Travelers, prepare to pay more for your flight.
The average round-trip ticket within the U.S., including taxes, reached $509.15 in the first six months of this year, up nearly $14 from the same period last year. Domestic airfare continues to outpace inflation, rising 2.7 percent compared to the 2.1 percent gain in the Consumer Price Index.
Airfare has gone up 10.7 percent in the past five years – after adjusting for inflation – according to an Associated Press analysis of data from the Airlines Reporting Corp., which processes ticket transactions for airlines and more than 9,400 travel agencies, including websites such as Expedia and Orbitz.
The formula for rising fares seems simple, but it eluded the airlines for years: Match the supply of seats to passenger demand.
“Airlines have reduced the number of seats while more people want to fly because of the economic recovery. All this leads to higher airfares,” says Chuck Thackston, managing director of data and analytics at Airlines Reporting Corp. “This trend in airfares is likely to continue for the near future as the economy continues to grow.”
These days, fares only capture part of the cost of flying. Many passengers pay extra to check their luggage, typically $50 round trip for the first bag and $70 for the second one. But bag fees haven’t changed much in the past few years. Now the airlines are increasingly enticing passengers to pay for fast-track security lines, early boarding, additional legroom and other extras that can add from $9 to $299 to the cost of a flight.
So, for example, a $300 ticket can balloon to $450 on some airlines if you check two bags and pay $30 for a little more room to stretch your legs.
The Global Business Travel Association predicts that worldwide business travel will grow 6.9 percent this year to a record $1.18 trillion.
Baggage and some other fees were introduced in 2008 to offset losses from rising fuel prices. However, this year airlines are actually paying less for fuel – $2.96 a gallon so far, 7.2 percent less than last year, when adjusted for inflation.

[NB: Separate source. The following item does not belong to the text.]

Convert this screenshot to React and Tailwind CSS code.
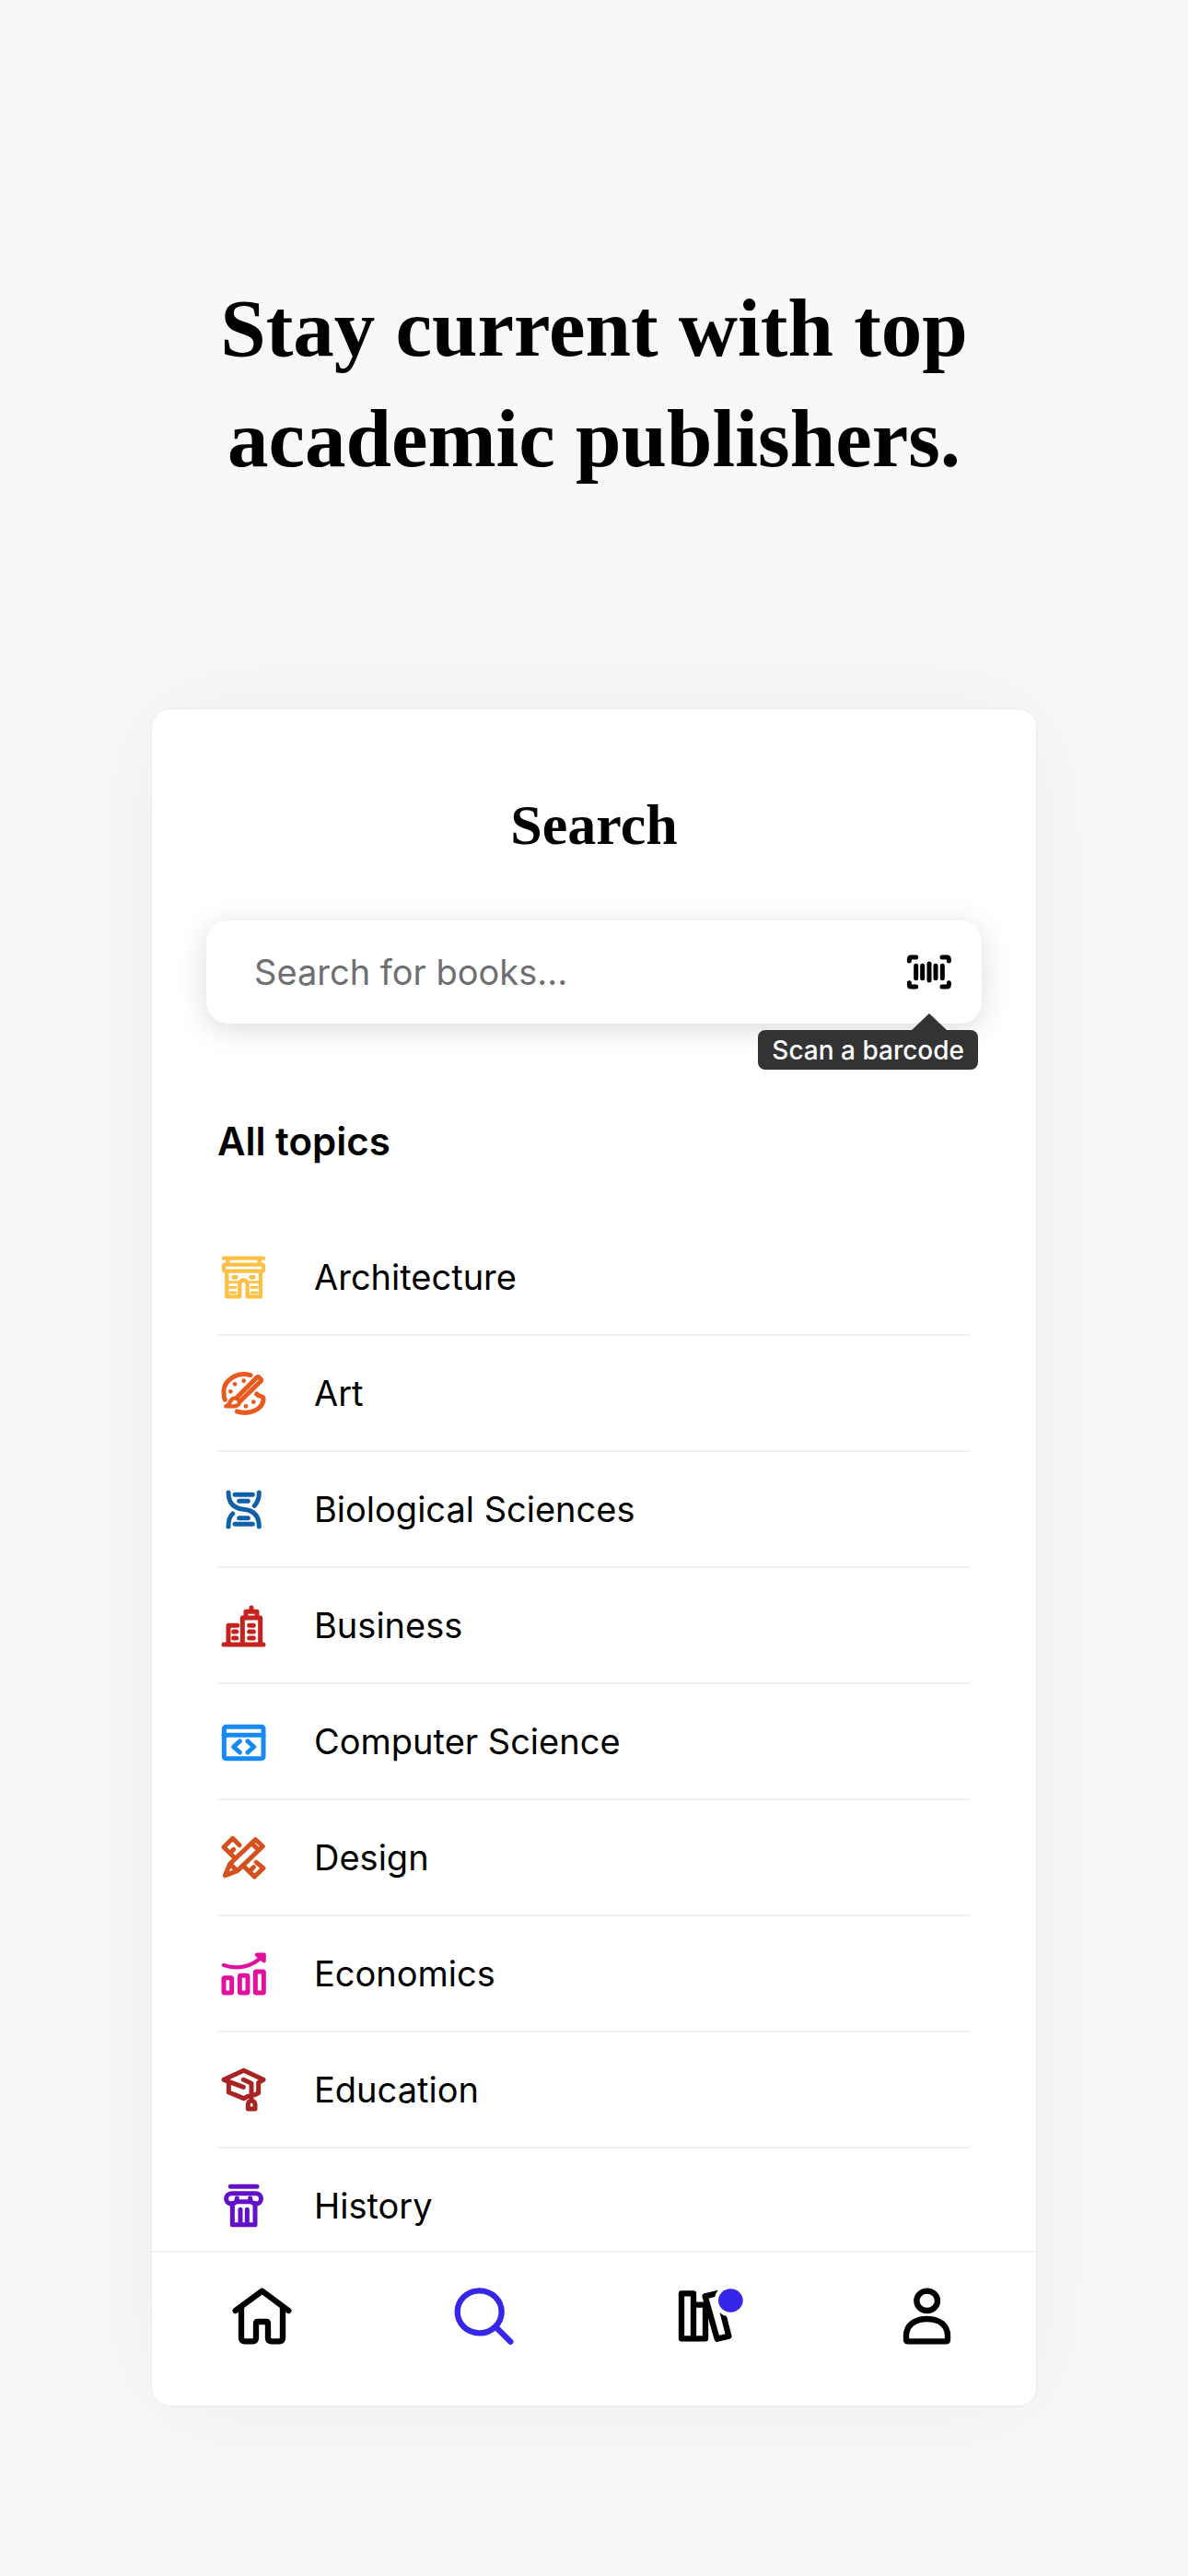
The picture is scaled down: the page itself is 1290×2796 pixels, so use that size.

Passengers aren’t seeing any of those savings. One reason is that airlines no longer need to entice fliers with lower fares. There are simply fewer choices today.
A wave of consolidation that started in 2008 has left four U.S. airlines – American Airlines, Delta Air Lines, Southwest Airlines and United Airlines – controlling more than 80 percent of the domestic air-travel market.
That control of the market has enabled the bigger airlines to charge more for tickets and not worry about being undercut by the competition. In addition, the airlines are taking in about $3.3 billion a year in fees. The result: record profits.
In April, May and June, the four largest U.S. airlines earned a combined $2.9 billion. Airlines are earning so much money that they are starting to pay investors dividends – something unheard of in an industry that just a decade ago was struggling with a wave of bankruptcies.
Airlines for America, the industry’s U.S. trade and lobbying group, says passengers should blame the government, not carriers, for higher fares. Last month, increased fees linked to the Transportation Security Administration took effect. Fliers will now pay a flat fee of $5.60 each way, up from $2.50 each way for nonstop flights and $5 for trips with connections.
But taxes and government fees still remain a small portion of what passengers pay. On a $500 round-trip ticket between New York and Seattle, they make up 12 percent of the price.